Well, up to a point. The caveat is that this was a bespoke demo designed to show off Forspoken’s gameplay and systems, and it was completely shorn of story. There were a few objectives to tick off, but no story missions, no cutscenes, and nothing in the way of context for the action. It was rather like fooling around in an open-world game between quests, exploring the map, grinding enemies, and finding points of interest. This is the obverse of how most developers choose to show off their games (i.e., with their showiest, most scripted, and most contained missions). Whether or not it was prompted as a corrective to the botched marketing beat, this is interesting in itself. But it must be remembered that it’s not the whole picture.

With all that said: In the normal run of gameplay, is it possible to tune out Frey’s banter with her sentient magic bracelet Cuff (Jonathan Cake, doing his Paul-Bettany-as-Jarvis)? Certainly, if you have ever played a game of this type before. The lines delivered as barks and asides during combat and exploration aren’t very funny, but they’re not much different from those you learn to ignore in dozens of similar games, like Forspoken’s most obvious inspirations, Guerrilla’s Horizon Zero Dawn and Forbidden West.

Forspoken is a Japanese-developed game — it’s made by Luminous Productions, an evolution of the team that made Final Fantasy 15 — that is trying hard to look and feel like a Western AAA release. If it feels inauthentic, it might be because something is being lost in translation, or because the character design seems like it came from a marketing brief, or because the developers are striving too hard to connect with an audience that they feel distant from. Without any story context, it’s hard to judge Frey as a character, but touches like the way she derives stat boosts from her choice of nail design can’t help but feel forced. Beneath all this, though, lies a scrappy, but punchy and interesting, action role-playing game.

Frey, a young woman wearing a cloak, is seen from the side unleashing a magic spell with her arms outstretched Image: Luminous Productions/Square Enix

However she sounds, Frey looks great in motion. Her signature “magic parkour” skills allow for fast and fluid traversal across the rocky landscapes of Athia, the hostile realm where she finds herself. She sprints, leaps, flips and springs, her cool asymmetric cape flowing behind her. Athia owes more to playing fields of Final Fantasy games than to the lavish vistas of Horizon or The Witcher; it’s alien and a little barren, dotted with ruins and spanned by vast bridges.

Roaming this land are corrupted animals and strange, scratchy, witch-like humanoid foes. In combat against them, Frey can switch freely between two magic schools. Frey’s Magic is coded purple and concentrates on ranged skills; Sila’s Magic is red, and melee-focused. Skills, obtained from a spidery skill tree, are fast-equipped using a radial menu into offensive and defensive slots. They often take the form of magical weapons, or combo attacks. Even in ranged form, the combat is fast, fluid and in your face; staggers and counters matter. In style, it’s more Devil May Cry than Dark Souls, although in truth it has the precision and depth of neither.

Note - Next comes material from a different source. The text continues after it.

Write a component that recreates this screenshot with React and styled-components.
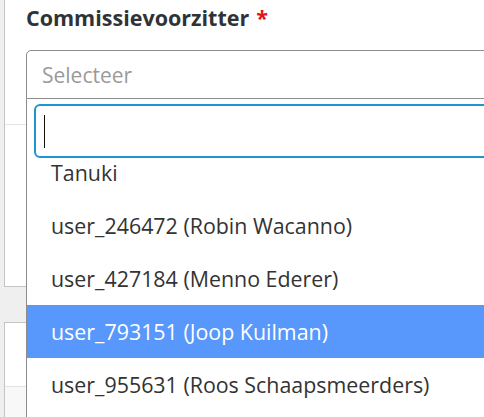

What it has instead is a great flexibility that reminded me a little of Diablo 3. The focus is on finding offensive/defensive skill pairings that you like in each magic school, and then flicking between these at will. (Enemies tend to be vulnerable to one school or the other, while some skills are all about transitioning between the two, like a purple ranged attack that pulls enemies closer and automatically switches you to red magic.) But you can swap your skill loadout around at any time, while mixing parkour moves and attacks adds another layer of combinations to discover. It’s very free-form, very organic, and it feels like there will be a fair bit of room to individualize your play style.

Frey, a young woman, summons a magic spell in a green field faced with a charging, red, dragon-like monster Image: Luminous Productions/Square Enix

Feeding into this are crafting and equipment. The options here seem quite streamlined. In addition to the nail varnish, there are only two main equipment slots: cloak and necklace. (Full marks to whoever gave the cloaks their elegant names like “Puissant” and “Valorous.”) These increase your main stats as well as adding quite specific and arcane buffs to the likes of cuff blocks and precision counters. It’s hard to make much sense of these benefits during a brief demo, but there may well be some satisfying theorycrafting to be done here as you build your character around your favored play style.

After spending 90 minutes with a character build from midway through game, I felt like I was just starting to get comfortable with Forspoken’s loose, but far from unsophisticated, gameplay. Running Frey around the world, engaging enemies, and tinkering with the combat build, I could sense a game with its own unique character emerging from behind its generic, market-tested mask. Hopefully, over Forspoken’s full length, that game will have time to fully come into the light.